Down East Maine's dark sky affords some magnificent stargazing. At home in Princeton, I could lie on a dock for hours, just watching the heavens, catching the shimmer of an occasional meteor and the flicker of a low-flying lightning bug. Above, the planet Venus sets, showing up as the brightest streak on the horizon in this whopping 22-minute exposure.

This 8-minute, 10-second exposure was so drastically underexposed that I had to use Photoshop to bring up the lighting and make something out of this shot of Venus. This was taken on a separate night from the top image in this post and earlier, too. The glow from the long-gone sun was still on the horizon.

On several of my four nights in Maine, I tried to watch the International Space Station pass overhead. Unlike in Florida, station flyovers happen twice just after sunset and within about an hour of each other. There's usually just a single nightly pass in Florida within an hour after sunset. But for various reasons - bad weather, forgetfulness - this above shot was the only one I could manage the entire week. It's about 3 minutes, 8 seconds long and gives a different look from the shots I usually get in Florida, where what few stars that are visible get lost in the lingering sunshine and city lights.

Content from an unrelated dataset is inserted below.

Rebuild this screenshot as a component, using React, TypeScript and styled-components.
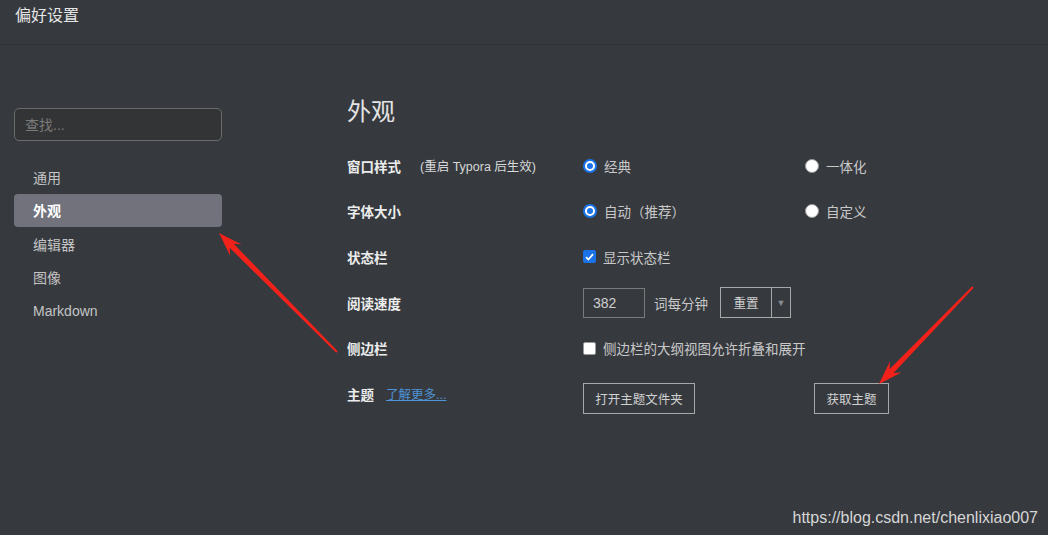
import styled, {createGlobalStyle} from 'styled-components';

const GlobalStyle = createGlobalStyle`
  html, body {
    margin: 0;
    padding: 0;
    background: #363a3f;
  }

  body {
    font-family: "Liberation Sans", "Noto Sans CJK SC", sans-serif;
    color: #d4d4d4;
  }
`;

const Page = styled.div`
  position: relative;
  display: flex;
  flex-direction: column;
  height: 535px;
  overflow: hidden;
  background: #363a3f;
`;

const Header = styled.header`
  height: 45px;
  flex-shrink: 0;
  box-sizing: border-box;
  padding: 6px 0 0 15px;
  border-bottom: 1px solid #2f3236;
  font-size: 16px;
  line-height: 20px;
  color: #e6e6e6;
`;

const Main = styled.div`
  display: flex;
  flex: 1;
`;

const Sidebar = styled.aside`
  width: 208px;
  padding: 63px 0 0 14px;
  flex-shrink: 0;
`;

const Search = styled.input`
  display: block;
  width: 208px;
  height: 33px;
  box-sizing: border-box;
  padding: 0 10px;
  border: 1px solid #6b6b6b;
  border-radius: 5px;
  background: #333436;
  color: #ccc;
  font: 14px "Liberation Sans", "Noto Sans CJK SC", sans-serif;
  outline: none;

  &::placeholder {
    color: #7a7a7a;
  }
`;

const NavList = styled.nav`
  display: flex;
  flex-direction: column;
  margin-top: 19px;
`;

const NavItem = styled.div<{ $active?: boolean }>`
  height: 33.5px;
  display: flex;
  align-items: center;
  padding-left: 19px;
  border-radius: 4px;
  font-size: 14px;
  font-weight: ${p => p.$active ? 700 : 400};
  color: ${p => p.$active ? '#ffffff' : '#c4c4c4'};
  background: ${p => p.$active ? '#71727c' : 'transparent'};
`;

const Content = styled.section`
  flex: 1;
  padding: 51px 0 0 125px;
`;

const Heading = styled.h2`
  margin: 0 0 15px;
  font-size: 24px;
  line-height: 32px;
  font-weight: 400;
  color: #e4e4e4;
`;

const Row = styled.div`
  display: flex;
  align-items: center;
  height: 45.6px;
`;

const LabelCell = styled.div`
  width: 236px;
  flex-shrink: 0;
  display: flex;
  align-items: center;
`;

const Label = styled.span`
  font-size: 13.5px;
  font-weight: 700;
  color: #ececec;
`;

const Note = styled.span`
  margin-left: 19px;
  font-size: 12.5px;
  color: #d8d8d8;
`;

const Link = styled.a`
  margin-left: 12px;
  font-size: 12.5px;
  color: #4f94d8;
  text-decoration: underline;
`;

const OptionCell = styled.div<{ $width?: number }>`
  width: ${p => p.$width ?? 222}px;
  flex-shrink: 0;
  display: flex;
  align-items: center;
`;

const Option = styled.label`
  display: flex;
  align-items: center;
  gap: 7px;
  font-size: 13.5px;
  color: #c8c8c8;
`;

const Radio = styled.span<{ $checked?: boolean }>`
  width: 14px;
  height: 14px;
  box-sizing: border-box;
  border-radius: 50%;
  background: #ffffff;
  border: ${p => p.$checked ? '2px solid #1a73e8' : '1px solid #9a9a9a'};
  display: flex;
  align-items: center;
  justify-content: center;

  &::after {
    content: '';
    display: ${p => p.$checked ? 'block' : 'none'};
    width: 6px;
    height: 6px;
    border-radius: 50%;
    background: #1a73e8;
  }
`;

const Check = styled.span<{ $checked?: boolean }>`
  width: 13px;
  height: 13px;
  box-sizing: border-box;
  border-radius: 2px;
  background: ${p => p.$checked ? '#1a73e8' : '#ffffff'};
  border: 1px solid ${p => p.$checked ? '#1a73e8' : '#9a9a9a'};
  display: flex;
  align-items: center;
  justify-content: center;
`;

const NumberBox = styled.div`
  width: 62px;
  height: 30px;
  box-sizing: border-box;
  border: 1px solid #7a7a7a;
  padding-left: 9px;
  display: flex;
  align-items: center;
  font-size: 14px;
  color: #cfcfcf;
`;

const Unit = styled.span`
  margin-left: 9px;
  font-size: 13.5px;
  color: #c8c8c8;
`;

const SplitButton = styled.div`
  margin-left: 12px;
  display: flex;
  height: 31px;
  box-sizing: border-box;
  border: 1px solid #a8a8a8;
`;

const SplitMain = styled.span`
  width: 50px;
  display: flex;
  align-items: center;
  justify-content: center;
  border-right: 1px solid #a8a8a8;
  font-size: 12.5px;
  color: #d0d0d0;
`;

const SplitCaret = styled.span`
  width: 18px;
  display: flex;
  align-items: center;
  justify-content: center;
  font-size: 9px;
  color: #8a8a8a;
`;

const ActionButton = styled.button<{ $width: number }>`
  width: ${p => p.$width}px;
  height: 31px;
  margin-top: 9px;
  background: transparent;
  border: 1px solid #a8a8a8;
  color: #d0d0d0;
  font: 12.5px "Liberation Sans", "Noto Sans CJK SC", sans-serif;
  padding: 0;
`;

const Footer = styled.div`
  flex-shrink: 0;
  display: flex;
  justify-content: flex-end;
  padding: 0 10px 8px 0;
  font: 16px "Liberation Sans", sans-serif;
  color: #d6d6d6;
`;

const Overlay = styled.svg`
  position: absolute;
  inset: 0;
  pointer-events: none;
`;

const CheckMark = () => (
  <svg width="9" height="8" viewBox="0 0 9 8">
    <path d="M1 4.2 L3.4 6.5 L8 1.2" fill="none" stroke="#fff" strokeWidth="1.8"/>
  </svg>
);

const navItems = ['通用', '外观', '编辑器', '图像', 'Markdown'];

const App = () => {
  return (
    <Page>
      <GlobalStyle/>
      <Header>偏好设置</Header>
      <Main>
        <Sidebar>
          <Search placeholder="查找..."/>
          <NavList>
            {navItems.map(item => (
              <NavItem key={item} $active={item === '外观'}>{item}</NavItem>
            ))}
          </NavList>
        </Sidebar>
        <Content>
          <Heading>外观</Heading>
          <Row>
            <LabelCell>
              <Label>窗口样式</Label>
              <Note>(重启 Typora 后生效)</Note>
            </LabelCell>
            <OptionCell>
              <Option><Radio $checked/>经典</Option>
            </OptionCell>
            <OptionCell>
              <Option><Radio/>一体化</Option>
            </OptionCell>
          </Row>
          <Row>
            <LabelCell><Label>字体大小</Label></LabelCell>
            <OptionCell>
              <Option><Radio $checked/>自动（推荐）</Option>
            </OptionCell>
            <OptionCell>
              <Option><Radio/>自定义</Option>
            </OptionCell>
          </Row>
          <Row>
            <LabelCell><Label>状态栏</Label></LabelCell>
            <OptionCell $width={300}>
              <Option><Check $checked><CheckMark/></Check>显示状态栏</Option>
            </OptionCell>
          </Row>
          <Row>
            <LabelCell><Label>阅读速度</Label></LabelCell>
            <OptionCell $width={300}>
              <NumberBox>382</NumberBox>
              <Unit>词每分钟</Unit>
              <SplitButton>
                <SplitMain>重置</SplitMain>
                <SplitCaret>▼</SplitCaret>
              </SplitButton>
            </OptionCell>
          </Row>
          <Row>
            <LabelCell><Label>侧边栏</Label></LabelCell>
            <OptionCell $width={300}>
              <Option><Check/>侧边栏的大纲视图允许折叠和展开</Option>
            </OptionCell>
          </Row>
          <Row>
            <LabelCell>
              <Label>主题</Label>
              <Link>了解更多...</Link>
            </LabelCell>
            <OptionCell $width={231}>
              <ActionButton $width={112}>打开主题文件夹</ActionButton>
            </OptionCell>
            <OptionCell>
              <ActionButton $width={75}>获取主题</ActionButton>
            </OptionCell>
          </Row>
        </Content>
      </Main>
      <Footer>https://blog.csdn.net/chenlixiao007</Footer>
      <Overlay width="1048" height="535" viewBox="0 0 1048 535">
        <polygon fill="#f2221a"
                 points="219,233 230.2,255.7 229.7,247.8 336.3,352.7 337.7,351.3 233.7,243.8 241.6,244.4"/>
        <polygon fill="#f2221a"
                 points="879,384 901.4,372.4 893.5,373.1 973.7,287.7 972.3,286.3 889.5,369.2 890.0,361.2"/>
      </Overlay>
    </Page>
  );
};

export default App;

Focusing on a single part of the north-northwest sky, I caught the faint trail of another satellite passing overhead. Such sights are unachievable without the advantage of Maine's dark sky. This exposure is 3 minutes, 6 seconds long and was taken with my 105mm macro lens.

This is actually another stormy shot, but it's one I neglected to share in the earlier post. On my last evening in Maine, a rapidly moving rainstorm is backdropped by the sunset. The wind soon picked up, and the rain came. It was short-lived, though: It was gone in about five minutes, and the sky cleared again.